**Data lines:**
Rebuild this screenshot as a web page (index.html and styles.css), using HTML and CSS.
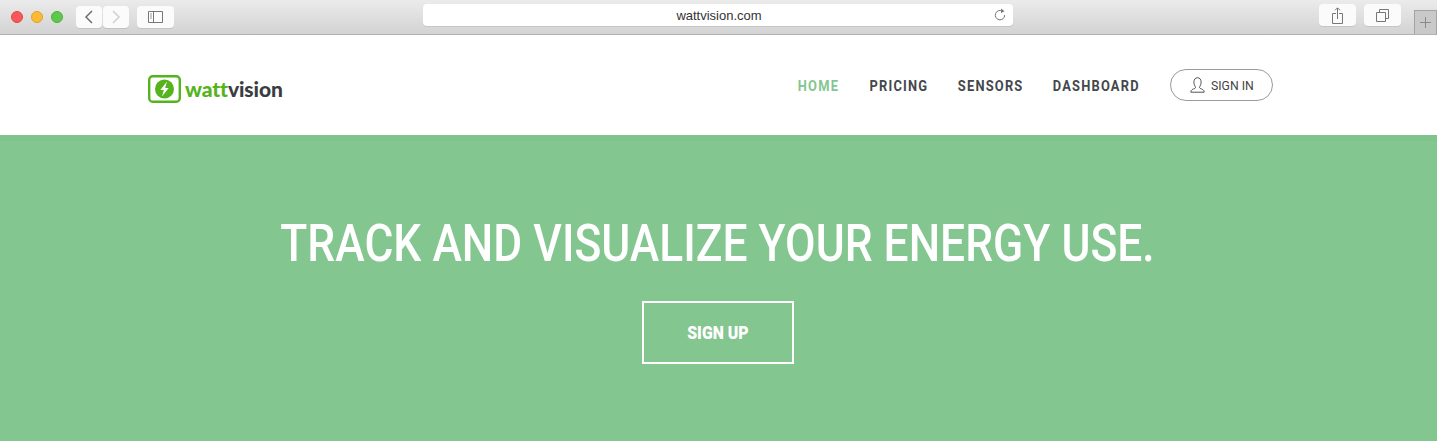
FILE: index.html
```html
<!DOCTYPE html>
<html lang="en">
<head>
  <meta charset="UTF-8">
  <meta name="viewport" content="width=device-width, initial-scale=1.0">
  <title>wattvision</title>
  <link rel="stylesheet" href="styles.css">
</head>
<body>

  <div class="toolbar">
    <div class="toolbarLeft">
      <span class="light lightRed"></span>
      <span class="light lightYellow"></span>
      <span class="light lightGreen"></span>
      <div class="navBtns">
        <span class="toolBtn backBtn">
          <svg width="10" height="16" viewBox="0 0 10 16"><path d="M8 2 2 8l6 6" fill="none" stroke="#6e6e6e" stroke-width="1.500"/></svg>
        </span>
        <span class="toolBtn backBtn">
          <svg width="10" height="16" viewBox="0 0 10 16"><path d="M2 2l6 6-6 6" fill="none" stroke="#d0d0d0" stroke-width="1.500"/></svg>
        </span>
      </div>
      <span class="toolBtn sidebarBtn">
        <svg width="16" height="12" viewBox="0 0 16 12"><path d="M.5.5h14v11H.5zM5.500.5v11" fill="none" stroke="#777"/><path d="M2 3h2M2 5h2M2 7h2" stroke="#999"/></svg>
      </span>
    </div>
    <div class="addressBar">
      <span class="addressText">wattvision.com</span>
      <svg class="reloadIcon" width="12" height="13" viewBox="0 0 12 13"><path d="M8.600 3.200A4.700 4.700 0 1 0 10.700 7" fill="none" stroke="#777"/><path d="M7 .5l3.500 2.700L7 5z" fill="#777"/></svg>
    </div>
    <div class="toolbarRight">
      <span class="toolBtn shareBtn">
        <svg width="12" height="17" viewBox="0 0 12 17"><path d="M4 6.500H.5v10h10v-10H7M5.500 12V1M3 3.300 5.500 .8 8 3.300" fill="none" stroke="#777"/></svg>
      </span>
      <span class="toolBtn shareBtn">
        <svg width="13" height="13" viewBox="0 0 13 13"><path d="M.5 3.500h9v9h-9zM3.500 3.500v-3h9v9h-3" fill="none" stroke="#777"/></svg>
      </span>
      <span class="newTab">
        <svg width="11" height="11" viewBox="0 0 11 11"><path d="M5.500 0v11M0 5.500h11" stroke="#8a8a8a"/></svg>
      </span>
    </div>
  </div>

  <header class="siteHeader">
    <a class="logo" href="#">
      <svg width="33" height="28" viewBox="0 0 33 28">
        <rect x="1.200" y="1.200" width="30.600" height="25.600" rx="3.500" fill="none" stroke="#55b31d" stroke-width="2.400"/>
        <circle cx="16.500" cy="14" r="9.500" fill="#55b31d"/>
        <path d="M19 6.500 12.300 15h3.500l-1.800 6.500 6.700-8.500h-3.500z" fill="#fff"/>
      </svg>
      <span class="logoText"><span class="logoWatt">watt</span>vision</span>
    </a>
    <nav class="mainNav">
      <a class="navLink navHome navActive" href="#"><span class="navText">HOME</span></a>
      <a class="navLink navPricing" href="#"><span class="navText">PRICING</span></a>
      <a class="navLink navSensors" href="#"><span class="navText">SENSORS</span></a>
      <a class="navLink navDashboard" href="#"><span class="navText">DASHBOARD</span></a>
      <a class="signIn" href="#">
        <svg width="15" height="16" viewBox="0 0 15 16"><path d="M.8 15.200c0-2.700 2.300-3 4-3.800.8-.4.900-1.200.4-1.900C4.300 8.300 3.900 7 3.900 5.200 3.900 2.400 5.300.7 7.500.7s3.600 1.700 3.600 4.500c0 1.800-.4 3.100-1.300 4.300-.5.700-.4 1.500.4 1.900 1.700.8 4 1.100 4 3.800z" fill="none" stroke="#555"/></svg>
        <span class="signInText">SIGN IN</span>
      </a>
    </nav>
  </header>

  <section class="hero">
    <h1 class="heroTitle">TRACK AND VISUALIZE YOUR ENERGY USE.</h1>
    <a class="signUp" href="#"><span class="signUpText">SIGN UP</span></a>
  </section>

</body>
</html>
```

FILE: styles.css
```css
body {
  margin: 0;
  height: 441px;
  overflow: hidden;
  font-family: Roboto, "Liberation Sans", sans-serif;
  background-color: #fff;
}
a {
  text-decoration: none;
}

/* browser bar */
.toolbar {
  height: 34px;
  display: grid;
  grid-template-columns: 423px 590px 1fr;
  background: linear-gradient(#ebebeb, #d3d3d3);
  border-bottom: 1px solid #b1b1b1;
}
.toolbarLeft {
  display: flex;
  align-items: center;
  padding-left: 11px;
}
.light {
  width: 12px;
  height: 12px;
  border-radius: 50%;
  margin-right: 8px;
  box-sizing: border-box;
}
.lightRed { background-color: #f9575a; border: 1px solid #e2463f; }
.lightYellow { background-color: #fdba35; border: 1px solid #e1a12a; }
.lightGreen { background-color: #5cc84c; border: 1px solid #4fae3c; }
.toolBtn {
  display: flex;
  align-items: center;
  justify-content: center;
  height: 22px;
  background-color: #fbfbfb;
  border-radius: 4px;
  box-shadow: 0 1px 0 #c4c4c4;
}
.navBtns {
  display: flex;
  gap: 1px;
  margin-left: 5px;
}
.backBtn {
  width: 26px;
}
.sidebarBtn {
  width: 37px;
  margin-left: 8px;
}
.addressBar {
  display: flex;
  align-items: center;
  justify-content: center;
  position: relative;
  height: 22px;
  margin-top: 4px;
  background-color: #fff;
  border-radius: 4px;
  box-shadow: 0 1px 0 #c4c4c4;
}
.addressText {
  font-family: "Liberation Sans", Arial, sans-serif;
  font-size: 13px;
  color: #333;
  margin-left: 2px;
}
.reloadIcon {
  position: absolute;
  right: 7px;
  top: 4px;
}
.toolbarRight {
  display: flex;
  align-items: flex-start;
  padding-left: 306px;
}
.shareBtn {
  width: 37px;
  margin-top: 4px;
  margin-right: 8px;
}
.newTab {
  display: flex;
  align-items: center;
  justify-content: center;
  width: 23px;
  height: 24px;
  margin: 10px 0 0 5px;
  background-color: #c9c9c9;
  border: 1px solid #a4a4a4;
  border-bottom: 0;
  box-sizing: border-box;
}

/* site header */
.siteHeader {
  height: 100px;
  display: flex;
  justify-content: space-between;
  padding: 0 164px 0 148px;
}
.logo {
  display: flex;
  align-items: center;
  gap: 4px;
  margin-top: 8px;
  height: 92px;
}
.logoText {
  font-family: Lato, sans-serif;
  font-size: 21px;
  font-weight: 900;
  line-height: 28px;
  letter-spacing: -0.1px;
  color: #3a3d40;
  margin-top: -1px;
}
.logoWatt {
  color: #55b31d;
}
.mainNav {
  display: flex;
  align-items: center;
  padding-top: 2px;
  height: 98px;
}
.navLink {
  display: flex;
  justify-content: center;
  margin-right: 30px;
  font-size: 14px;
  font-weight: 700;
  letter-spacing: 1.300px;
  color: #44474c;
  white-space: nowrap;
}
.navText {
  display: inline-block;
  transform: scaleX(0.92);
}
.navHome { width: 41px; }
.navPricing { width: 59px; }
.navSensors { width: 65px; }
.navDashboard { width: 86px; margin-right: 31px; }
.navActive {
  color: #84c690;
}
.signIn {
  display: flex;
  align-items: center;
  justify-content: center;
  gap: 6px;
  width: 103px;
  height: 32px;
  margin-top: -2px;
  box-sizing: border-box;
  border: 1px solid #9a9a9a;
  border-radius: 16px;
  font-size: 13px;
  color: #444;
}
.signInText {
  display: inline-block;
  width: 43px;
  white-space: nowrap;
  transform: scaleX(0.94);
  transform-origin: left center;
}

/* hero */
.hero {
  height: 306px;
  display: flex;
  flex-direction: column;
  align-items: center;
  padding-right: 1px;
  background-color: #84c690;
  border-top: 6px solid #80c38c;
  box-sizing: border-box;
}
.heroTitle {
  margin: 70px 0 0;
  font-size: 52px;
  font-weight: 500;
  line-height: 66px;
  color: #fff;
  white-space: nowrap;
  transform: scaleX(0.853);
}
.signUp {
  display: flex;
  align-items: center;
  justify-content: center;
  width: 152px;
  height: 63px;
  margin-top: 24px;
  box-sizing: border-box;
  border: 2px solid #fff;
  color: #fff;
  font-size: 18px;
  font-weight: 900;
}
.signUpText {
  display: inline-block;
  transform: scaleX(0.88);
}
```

**Given request:** Gather, from the listing above, every line carrying the word "styles".

**Result for this exercise:**
Rebuild this screenshot as a web page (index.html and styles.css), using HTML and CSS.
  <link rel="stylesheet" href="styles.css">
FILE: styles.css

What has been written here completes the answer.